Mungkin, kami memang bukan orang Barat yang belum terlalu bisa menerima keterbukaan. Yang belum terlalu bisa bicara apa adanya. Yang terkadang masih malu untuk mengungkapkan sebuah kebenaran. Bagi saya, itu tidaklah mengapa. Di sisi lain, saya juga setuju dengan pendapat seseorang yang mengatakan bahwa wanita biarlah menjadi wanita. Yang tetap terbungkus dengan berjuta rahasianya. Karena, rahasia-rahasia itulah yang membuat para lelaki penasaran. Terus mengejar, mencari tahu, apa yang tersembunyi di balik senyum manis bibirnya. Mungkin, itulah alasan Een tetap bersikeras tidak mau berkomentar apa-apa menyikapi pertanyaan-pertanyaan yang Brutu lontarkan. Dan saya cukup memahaminya.

Bosan di Taman Menteng, kami pun beranjak menuju tempat tongkrongan lain: Roti Bakar Eddy. Waktu itu, langit menunjukkan bahwa malam sudah berganti menjadi dini hari. Di tempat ini mulai jelas terlihat bahwa tenaga kami semua mulai terkuras.

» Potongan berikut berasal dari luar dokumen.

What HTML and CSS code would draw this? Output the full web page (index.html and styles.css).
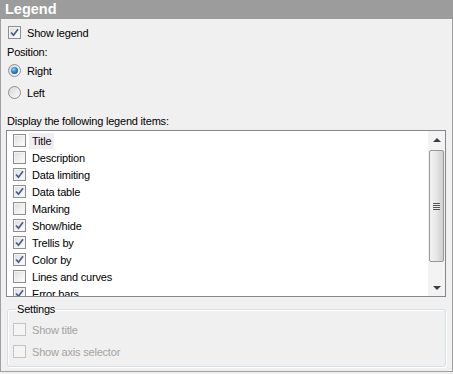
FILE: index.html
```html
<!DOCTYPE html>
<html lang="en">
  <head>
    <meta charset="UTF-8" />
    <title>Legend</title>
    <link rel="stylesheet" href="styles.css">
  </head>
  <body>
    <div class="panel">
      <div class="panel-header">Legend</div>
      <div class="panel-body">
        <label class="check-row first">
          <span class="box checked"><svg viewBox="0 0 11 11"><path d="M2 5.5 L4.5 8.2 L9 2.2" /></svg></span>
          Show legend
        </label>
        <div class="caption position">Position:</div>
        <label class="radio-row right">
          <span class="radio on"></span>
          Right
        </label>
        <label class="radio-row left">
          <span class="radio"></span>
          Left
        </label>
        <div class="caption items-caption">Display the following legend items:</div>

        <div class="listbox">
          <ul class="items">
            <li><span class="box"></span><span class="focus">Title</span></li>
            <li><span class="box"></span>Description</li>
            <li><span class="box checked"><svg viewBox="0 0 11 11"><path d="M2 5.5 L4.5 8.2 L9 2.2" /></svg></span>Data limiting</li>
            <li><span class="box checked"><svg viewBox="0 0 11 11"><path d="M2 5.5 L4.5 8.2 L9 2.2" /></svg></span>Data table</li>
            <li><span class="box"></span>Marking</li>
            <li><span class="box checked"><svg viewBox="0 0 11 11"><path d="M2 5.5 L4.5 8.2 L9 2.2" /></svg></span>Show/hide</li>
            <li><span class="box checked"><svg viewBox="0 0 11 11"><path d="M2 5.5 L4.5 8.2 L9 2.2" /></svg></span>Trellis by</li>
            <li><span class="box checked"><svg viewBox="0 0 11 11"><path d="M2 5.5 L4.5 8.2 L9 2.2" /></svg></span>Color by</li>
            <li><span class="box"></span>Lines and curves</li>
            <li><span class="box checked"><svg viewBox="0 0 11 11"><path d="M2 5.5 L4.5 8.2 L9 2.2" /></svg></span>Error bars</li>
          </ul>
          <div class="scrollbar">
            <div class="sb-button"><span class="arrow-up"></span></div>
            <div class="sb-track">
              <div class="sb-thumb">
                <span class="grip"></span>
              </div>
            </div>
            <div class="sb-button"><span class="arrow-down"></span></div>
          </div>
        </div>

        <fieldset class="settings">
          <legend>Settings</legend>
          <label class="check-row disabled">
            <span class="box"></span>
            Show title
          </label>
          <label class="check-row disabled">
            <span class="box"></span>
            Show axis selector
          </label>
        </fieldset>
      </div>
    </div>
  </body>
</html>
```

FILE: styles.css
```css
body {
  margin: 0;
  background-color: #f0f0f0;
  font-family: "Liberation Sans", Arial, sans-serif;
  font-size: 11px;
  letter-spacing: -0.2px;
  color: #000;
}

.panel {
  box-sizing: border-box;
  width: 453px;
  height: 372px;
  border: 1px solid #a0a0a0;
  border-top: none;
  background-color: #f0f0f0;
}

.panel-header {
  height: 19px;
  margin: 0 -1px;
  padding-left: 5px;
  background-color: #9c9c9c;
  color: #fff;
  font-size: 14.5px;
  font-weight: bold;
  line-height: 18px;
  letter-spacing: 0;
}

.panel-body {
  display: flex;
  flex-direction: column;
  padding: 5px 6px 0 5px;
}

/* checkbox + radio rows */
.check-row,
.radio-row {
  display: flex;
  align-items: center;
  height: 17px;
  margin-left: 2px;
}

.check-row .box,
.radio-row .radio {
  margin-right: 6px;
}

.caption {
  height: 16px;
  line-height: 16px;
  margin-left: 1px;
}

.position {
  margin-top: 3px;
}

.right {
  margin-top: 2px;
}

.left {
  margin-top: 5px;
}

.items-caption {
  margin-top: 12px;
}

.box {
  box-sizing: border-box;
  flex: none;
  display: inline-block;
  width: 13px;
  height: 13px;
  border: 1px solid #8e8f8f;
  background: linear-gradient(135deg, #dcdcdc 0%, #f0f0f0 55%, #fdfdfd 100%);
  box-shadow: inset 0 0 0 1px #f4f4f4;
}

.box svg {
  display: block;
  width: 11px;
  height: 11px;
}

.box path {
  fill: none;
  stroke: #4a5c8e;
  stroke-width: 1.7;
}

.radio {
  box-sizing: border-box;
  flex: none;
  display: inline-block;
  width: 13px;
  height: 13px;
  border: 1px solid #8e8f8f;
  border-radius: 50%;
  background: linear-gradient(135deg, #d8d8d8, #fafafa);
  position: relative;
}

.radio.on::after {
  content: "";
  position: absolute;
  left: 2px;
  top: 2px;
  width: 7px;
  height: 7px;
  border-radius: 50%;
  background: radial-gradient(circle at 40% 35%, #8fd0f5 0%, #2a86c8 45%, #0f3f75 100%);
}

/* list box */
.listbox {
  display: flex;
  height: 167px;
  margin-top: 1px;
  border: 1px solid #828790;
  background-color: #fff;
  box-sizing: border-box;
}

.items {
  flex: 1;
  list-style: none;
  margin: 0;
  padding: 1px 0 0 0;
  overflow: hidden;
}

.items li {
  display: flex;
  align-items: center;
  height: 17px;
  padding-left: 6px;
}

.items .box {
  margin-right: 6px;
}

.focus {
  margin-left: -3px;
  padding: 0 3px;
  height: 16px;
  line-height: 16px;
  background-color: #efefef;
  color: #200020;
}

.scrollbar {
  display: flex;
  flex-direction: column;
  width: 17px;
  background-color: #f3f3f3;
}

.sb-button {
  height: 17px;
  display: flex;
  align-items: center;
  justify-content: center;
}

.arrow-up {
  width: 0;
  height: 0;
  border-left: 4px solid transparent;
  border-right: 4px solid transparent;
  border-bottom: 4px solid #3e3e3e;
}

.arrow-down {
  width: 0;
  height: 0;
  border-left: 4px solid transparent;
  border-right: 4px solid transparent;
  border-top: 4px solid #3e3e3e;
}

.sb-track {
  flex: 1;
  padding-top: 2px;
}

.sb-thumb {
  box-sizing: border-box;
  height: 112px;
  margin: 0 1px;
  border: 1px solid #989898;
  border-radius: 2px;
  background: linear-gradient(to right, #f3f3f3 0%, #e6e6e6 50%, #cfcfcf 100%);
  display: flex;
  align-items: center;
  justify-content: center;
}

.grip {
  width: 7px;
  height: 7px;
  background: repeating-linear-gradient(to bottom, #555 0 1px, #e8e8e8 1px 2px);
}

/* settings group */
.settings {
  margin: 6px 0 0 1px;
  padding: 5px 0 0 5px;
  height: 64px;
  box-sizing: border-box;
  border: 1px solid #d5dfe5;
  border-radius: 3px;
  box-shadow: inset 1px 1px 0 #fff, 1px 1px 0 #fff;
}

.settings legend {
  padding: 0 1px;
  margin-left: 3px;
  line-height: 13px;
}

.settings .check-row {
  margin-left: 0;
}

.settings .check-row + .check-row {
  margin-top: 5px;
}

.disabled {
  color: #a3a3a3;
}

.disabled .box {
  border-color: #c3c3c3;
  background: #f4f4f4;
  box-shadow: none;
}
```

Sekitar pukul setengah tiga, kami pun membubarkan diri. Sebagian besar teman-teman pria kembali menuju Pusat Dakwah Muhammadiyah. Saya sendiri pulang ke rumah. Sementara yang wanita menuju ke rumah Ila, untuk bermalam. Mempersiapkan stamina untuk acara inti yang akan berlangsung pada keesokan hari.